Repeat, exactly and in full, the lines of the listing below, but without any pictures.

## Start

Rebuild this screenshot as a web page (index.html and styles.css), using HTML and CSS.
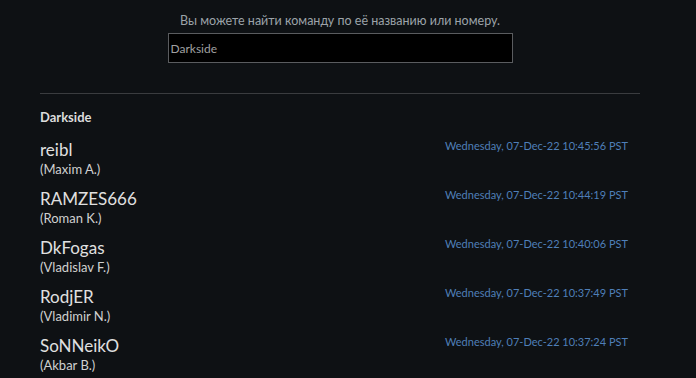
FILE: index.html
```html
<!DOCTYPE html>
<html lang="ru">
  <head>
    <meta charset="utf-8" />
    <title>Поиск команды</title>
    <meta name="viewport" content="width=device-width, initial-scale=1" />
    <link rel="stylesheet" href="styles.css">
  </head>
  <body>
    <div class="page">
      <div class="search">
        <div class="search-hint">Вы можете найти команду по её названию или номеру.</div>
        <input class="search-input" type="text" value="Darkside" />
      </div>

      <div class="team">
        <h3 class="team-name">Darkside</h3>
        <div class="member">
          <div>
            <div class="nick">reibl</div>
            <div class="real-name">(Maxim A.)</div>
          </div>
          <div class="seen">Wednesday, 07-Dec-22 10:45:56 PST</div>
        </div>
        <div class="member">
          <div>
            <div class="nick">RAMZES666</div>
            <div class="real-name">(Roman K.)</div>
          </div>
          <div class="seen">Wednesday, 07-Dec-22 10:44:19 PST</div>
        </div>
        <div class="member">
          <div>
            <div class="nick">DkFogas</div>
            <div class="real-name">(Vladislav F.)</div>
          </div>
          <div class="seen">Wednesday, 07-Dec-22 10:40:06 PST</div>
        </div>
        <div class="member">
          <div>
            <div class="nick">RodjER</div>
            <div class="real-name">(Vladimir N.)</div>
          </div>
          <div class="seen">Wednesday, 07-Dec-22 10:37:49 PST</div>
        </div>
        <div class="member">
          <div>
            <div class="nick">SoNNeikO</div>
            <div class="real-name">(Akbar B.)</div>
          </div>
          <div class="seen">Wednesday, 07-Dec-22 10:37:24 PST</div>
        </div>
      </div>
    </div>
  </body>
</html>
```

FILE: styles.css
```css
body {
  margin: 0;
  background: #0e1114;
  color: #d6d6d6;
  font-family: Lato, "Open Sans", sans-serif;
}
.page {
  width: 600px;
  margin: 0 0 0 40px;
  padding-top: 13px;
}
.search {
  display: flex;
  flex-direction: column;
  align-items: center;
  padding-bottom: 30px;
  border-bottom: 1px solid #3a3c3f;
}
.search-hint {
  font-size: 12.5px;
  color: #9ca3a9;
  margin-bottom: 5px;
}
.search-input {
  box-sizing: border-box;
  width: 345px;
  height: 30px;
  background: #000;
  border: 1px solid #5a5c5f;
  color: #a0a0a0;
  font-family: inherit;
  font-size: 12px;
  padding: 0 2px;
  outline: none;
}
.team-name {
  margin: 15px 0 14px;
  font-size: 13px;
  font-weight: bold;
  color: #dcdcdc;
}
.member {
  display: flex;
  justify-content: space-between;
  align-items: flex-start;
  padding-right: 12px;
  height: 49px;
}
.nick {
  font-size: 17px;
  line-height: 22px;
  color: #e0e0e0;
}
.real-name {
  font-size: 13px;
  line-height: 16px;
  color: #d0d0d0;
}
.seen {
  font-size: 11px;
  color: #4f7fb8;
}
```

## End

--- CORRECT OUTPUT ---
Rebuild this screenshot as a web page (index.html and styles.css), using HTML and CSS.
FILE: index.html
```html
<!DOCTYPE html>
<html lang="ru">
  <head>
    <meta charset="utf-8" />
    <title>Поиск команды</title>
    <meta name="viewport" content="width=device-width, initial-scale=1" />
    <link rel="stylesheet" href="styles.css">
  </head>
  <body>
    <div class="page">
      <div class="search">
        <div class="search-hint">Вы можете найти команду по её названию или номеру.</div>
        <input class="search-input" type="text" value="Darkside" />
      </div>

      <div class="team">
        <h3 class="team-name">Darkside</h3>
        <div class="member">
          <div>
            <div class="nick">reibl</div>
            <div class="real-name">(Maxim A.)</div>
          </div>
          <div class="seen">Wednesday, 07-Dec-22 10:45:56 PST</div>
        </div>
        <div class="member">
          <div>
            <div class="nick">RAMZES666</div>
            <div class="real-name">(Roman K.)</div>
          </div>
          <div class="seen">Wednesday, 07-Dec-22 10:44:19 PST</div>
        </div>
        <div class="member">
          <div>
            <div class="nick">DkFogas</div>
            <div class="real-name">(Vladislav F.)</div>
          </div>
          <div class="seen">Wednesday, 07-Dec-22 10:40:06 PST</div>
        </div>
        <div class="member">
          <div>
            <div class="nick">RodjER</div>
            <div class="real-name">(Vladimir N.)</div>
          </div>
          <div class="seen">Wednesday, 07-Dec-22 10:37:49 PST</div>
        </div>
        <div class="member">
          <div>
            <div class="nick">SoNNeikO</div>
            <div class="real-name">(Akbar B.)</div>
          </div>
          <div class="seen">Wednesday, 07-Dec-22 10:37:24 PST</div>
        </div>
      </div>
    </div>
  </body>
</html>
```

FILE: styles.css
```css
body {
  margin: 0;
  background: #0e1114;
  color: #d6d6d6;
  font-family: Lato, "Open Sans", sans-serif;
}
.page {
  width: 600px;
  margin: 0 0 0 40px;
  padding-top: 13px;
}
.search {
  display: flex;
  flex-direction: column;
  align-items: center;
  padding-bottom: 30px;
  border-bottom: 1px solid #3a3c3f;
}
.search-hint {
  font-size: 12.5px;
  color: #9ca3a9;
  margin-bottom: 5px;
}
.search-input {
  box-sizing: border-box;
  width: 345px;
  height: 30px;
  background: #000;
  border: 1px solid #5a5c5f;
  color: #a0a0a0;
  font-family: inherit;
  font-size: 12px;
  padding: 0 2px;
  outline: none;
}
.team-name {
  margin: 15px 0 14px;
  font-size: 13px;
  font-weight: bold;
  color: #dcdcdc;
}
.member {
  display: flex;
  justify-content: space-between;
  align-items: flex-start;
  padding-right: 12px;
  height: 49px;
}
.nick {
  font-size: 17px;
  line-height: 22px;
  color: #e0e0e0;
}
.real-name {
  font-size: 13px;
  line-height: 16px;
  color: #d0d0d0;
}
.seen {
  font-size: 11px;
  color: #4f7fb8;
}
```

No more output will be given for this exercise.